At checkpoints, the page cleaners should be writing to chunks. Generally, database servers that run OLTP applications should generate higher numbers in the LRU Writes column and database servers that run DSS applications should generate higher numbers in the Chunk Writes column.

Specifying the Interval Between Checkpoints

You adjust the interval between checkpoints primarily to manage tradeoffs between performance and fast recovery after emergency shutdown. Backups, restores, and fast recovery after emergency shutdown take less time if checkpoints occur often, but transaction performance improves if frequently used pages in buffers are flushed to disk less often.

To specify the interval between checkpoints, use the CKPTINVTL configuration parameter. Specify this interval as a number of seconds.

In most instances, fuzzy checkpoints are performed instead of full checkpoints to improve transaction throughput.

Fuzzy checkpoints are faster than full checkpoints because the database server flushes fewer pages to disk. Because fuzzy check-points take less time to complete, the database server returns more quickly to processing queries and transactions. All changes to the data since the last full checkpoint or fast recovery are recorded in the logical log. In an emergency, fast recovery and rollback can return the database to a consistent state.
Full checkpoints flush all dirty pages in the buffer pool to disk to ensure that the database is physically consistent. The database server can skip a checkpoint if all data is physically consistent at the check-point time.

For information about when fuzzy checkpoints are performed and when full checkpoints are performed, refer to the discussion of checkpoints in the IBM Informix: Extended Parallel Server Administrator's Guide.

The database server writes a message to the message log to note the time that it completes a checkpoint. To read these messages, use onstat -m. Checkpoints also occur whenever the physical log becomes 75 percent full. However, with fuzzy checkpoints the physical log does not fill as rapidly because fuzzy operations in pages are not physically logged. If you set CKPTINTVL to a long interval, you can use physical-log capacity to trigger checkpoints based on actual database activity instead of at a fixed interval. Nevertheless, a long checkpoint interval can increase the time that is needed for recovery if the system fails.

Depending on your throughput and data-availability requirements, you can choose an initial checkpoint interval of five, ten, or fifteen minutes, with the understanding that checkpoints might occur more often if physical-logging activity requires them because checkpoints must occur whenever the physical log becomes 75 percent full. The default interval is five minutes.

Consider that a normal OLTP workload requires about one minute of recovery time for about five minutes of work. A very heavy OLTP workload might require one minute of recovery time for only three minutes of work. DSS workloads, because they are read-intensive, can achieve a one-minute recovery time with less frequent checkpoints.
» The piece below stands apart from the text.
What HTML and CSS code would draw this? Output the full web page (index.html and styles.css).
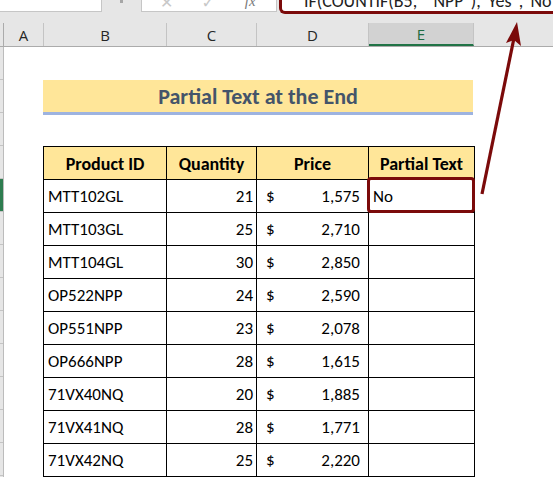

Specifying the Number of Least Recently Used Queues

The buffer pool is distributed among least-recently-used (LRU) queues. Each LRU queue consists of a set of dirty pages and a set of unchanged pages. The dirty pages are flushed to disk either by a background flusher thread or during a checkpoint.

The LRUS configuration parameter specifies the number of LRU queue pairs to set up within the shared-memory buffer pool. Configuring more LRU queues allows more page cleaners to operate. Unless you also increase the size of the BUFFERS parameter correspondingly, when you increase the number of LRU queues, you also reduce the size of each queue. For a single-processor system, the recommended setting for the LRUS parameter is a minimum of 4. For multiprocessor systems, set the LRUS parameter to a minimum of 4 or 4 * NUMCPUVPS, whichever is greater.
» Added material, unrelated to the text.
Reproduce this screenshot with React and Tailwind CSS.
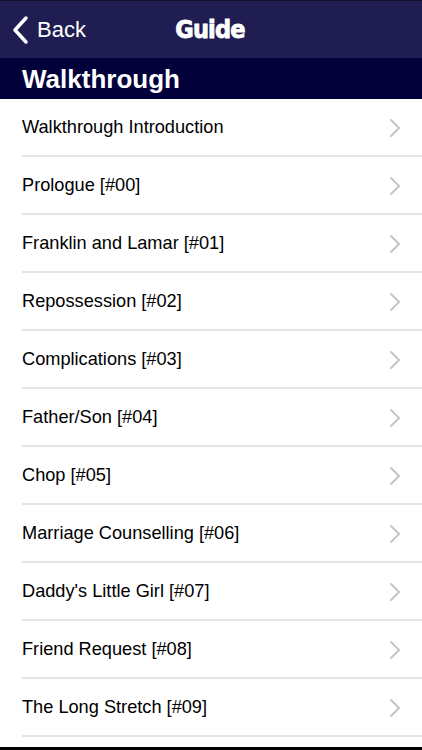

For information about the function and structure of the LRU queue pairs, see the IBM Informix: Extended Parallel Server Administrator's Reference.

Tuning Write-Cache Rates

To increase write-cache rates and bring them up to at least 85 percent, adjust the LRU_MAX_DIRTY and LRU_MIN_DIRTY configuration parameters. For information about increasing the corresponding read-cache rate, see Tuning BUFFERS to Improve the Read-Cache Rate.

The LRU_MAX_DIRTY and LRU_MIN_DIRTY configuration parameters to control how often pages are flushed to disk between full checkpoints.

To monitor the percentage of dirty pages in LRU queues, use xctl onstat -R. If the number of dirty pages consistently exceeds the LRU_MAX_DIRTY limit, you have too few LRU queues or too few page cleaners. First use the LRUS parameter to increase the number of LRU queues. If the percentage of dirty pages still exceeds LRU_MAX_DIRTY, use the CLEANERS parameter to increase the number of page cleaners.

Specifying the Number of Checkpoint Page Cleaner Threads

The CLEANERS configuration parameter specifies the number of page-cleaner threads to run during checkpoints. Because the database server writes to chunks during checkpoints, the number of cleaners is determined by the average number of chunks to which checkpoints write.

For installations that support fewer than 20 disks, it is recommended one page-cleaner thread for each disk that contains database server data. For installations that support between 20 and 100 disks, it is recommended one page-cleaner thread for every two disks. For larger installations, it is recommended one page-cleaner thread for every four disks.

Tip:

The CKPTINTVL, LRU_MIN_DIRTY and LRU_MAX_DIRTY configuration parameters can be tuned with the onutil SET command while the server is running.